I have been asked to do some published research and possibly some trials with multiple different research teams as my theory conveniently explains why they have found what they have found experimentally, and they'd like to push it further. It is our intent to put this theory to test immediately. A publication will be made as a result of everything discussed at the conference as well, and submitted for publication ASAP.
I'm still sort of blown away by all this. I'm so used to being dismissed and derided that these people not only welcoming me in kindly, but genuinely listening to me and wanting to work with me and fit their findings into a viable model of PFS is just like....beyond my wildest dreams. I was SO sure they would dismiss me like so many have before, but they didn't...I just....i don't have words for how that felt. I've cried multiple times since i've gotten home, almost feeling like its some sort of trick. That couldn't have happened right?
I'm terrible at "diplomacy". I don't know how to write this in a way that doesn't make me come off as an overconfident dick. But for the first time in my entire medical career, I spoke to other doctors about my ideas and how the molecular biochemistry of those ideas works, and I felt heard.

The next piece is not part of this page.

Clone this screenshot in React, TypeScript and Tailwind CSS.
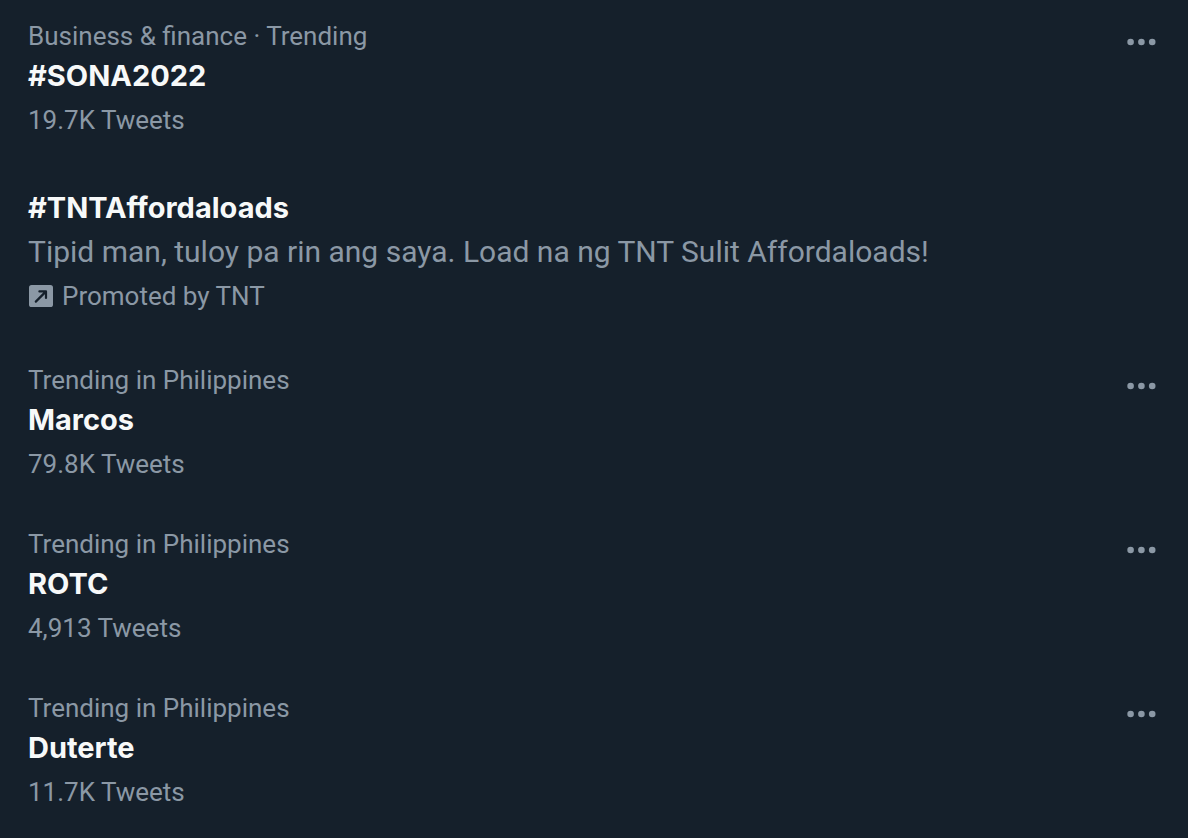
type Trend = {
    title: string;
    context?: string;
    tweets?: string;
    description?: string;
    promotedBy?: string;
};

const trends: Trend[] = [
    { context: 'Business & finance · Trending', title: '#SONA2022', tweets: '19.7K Tweets' },
    {
        title: '#TNTAffordaloads',
        description: 'Tipid man, tuloy pa rin ang saya. Load na ng TNT Sulit Affordaloads!',
        promotedBy: 'TNT',
    },
    { context: 'Trending in Philippines', title: 'Marcos', tweets: '79.8K Tweets' },
    { context: 'Trending in Philippines', title: 'ROTC', tweets: '4,913 Tweets' },
    { context: 'Trending in Philippines', title: 'Duterte', tweets: '11.7K Tweets' },
];

function MoreIcon() {
    return (
        <svg viewBox="0 0 30 8" className="w-[30px] h-2" fill="currentColor" aria-hidden="true">
            <circle cx="4.6" cy="4" r="3.3" />
            <circle cx="15.4" cy="4" r="3.3" />
            <circle cx="26.2" cy="4" r="3.3" />
        </svg>
    );
}

function PromotedIcon() {
    return (
        <svg viewBox="0 0 26 26" className="w-[26px] h-[26px] shrink-0" aria-hidden="true">
            <rect x="1" y="2" width="24" height="22" rx="2.6" fill="currentColor" />
            <path
                d="M7.8 18.6 17.8 8.6M11.4 8.4H18V15"
                fill="none"
                stroke="#15202b"
                strokeWidth="2.2"
                strokeLinecap="round"
                strokeLinejoin="round"
            />
        </svg>
    );
}

function TrendItem({ trend }: { trend: Trend }) {
    return (
        <li className="flex items-start justify-between">
            <div className="min-w-0">
                {trend.context && <p className="text-[26px] leading-8">{trend.context}</p>}
                <h2 className="font-['Inter',sans-serif] text-[29px] leading-10 font-bold text-[#f7f9f9] mt-1">{trend.title}</h2>
                {trend.description && <p className="text-[30px] leading-10 mt-1">{trend.description}</p>}
                {trend.tweets && <p className="text-[26px] leading-8 mt-2">{trend.tweets}</p>}
                {trend.promotedBy && (
                    <p className="flex items-center gap-2 text-[26px] leading-8 mt-2 mb-1">
                        <PromotedIcon />
                        <span>Promoted by {trend.promotedBy}</span>
                    </p>
                )}
            </div>
            {!trend.promotedBy && (
                <button type="button" aria-label="More" className="flex items-center h-11 shrink-0">
                    <MoreIcon />
                </button>
            )}
        </li>
    );
}

function App() {
    return (
        <main className="min-h-screen bg-[#15202b] text-[#8b98a5] font-['Roboto',sans-serif] pl-7 pr-8 py-5">
            <ul className="flex flex-col gap-12">
                {trends.map((trend) => (
                    <TrendItem key={trend.title} trend={trend} />
                ))}
            </ul>
        </main>
    );
}

export default App;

Not just heard ,supported, encouraged, and appreciated.
Honestly, they were thrilled. It resulted in a great deal of joy in the room, as it felt like all these separate teams now had a bridge connecting all their individual works, and all their hard work, late nights, and sacrifices they made for years and years really made a big difference. A lot of them referenced the idea of "the blind men and the elephant" where multiple blind men are touching an elephant, and describing what they feel, "A rope, a fan, a tree trunk, a thick snake, a spear!"
I think I might have been able to see those decades of that hard work, all their accomplishments, and I took all the puzzle pieces, rotated them around for awhile, and finally got them all flat on the table. I can't believe I was the guy who got to say "its an elephant".
We united as a group afterwards, and after dinner and drinks, met again this morning to develop a plan of attack. We're all focused on it as an Elephant now, and we are committed to seeing it brought to heel.
I hope to be able to say more soon, but know this, everyone left the congress feeling excited and eager, it went amazingly well.
Soon, I'll be posting a document about the various lab tests someone can do as a screening to see if they are susceptible to getting PFS. Now that we have a fairly good grasp on the "why". resources can be directed at the "what' in terms of how to defeat this thing.
I continue this work privately as well on PSSD and PAS.
I am quite convinced that I can solve them as well if I can gather enough data, see enough patients, and chip away at it just like I did PFS all these years. Please be patient with me, I swear I'm doing my best. Do not lose hope. I wont rest until we can restore you all to as healthy of a state as is humanly possible.
Thank you for everyone for your support, and to my patients for their understanding in me replying rather slowly this past week.
More updates to follow, but this is what I've got for now!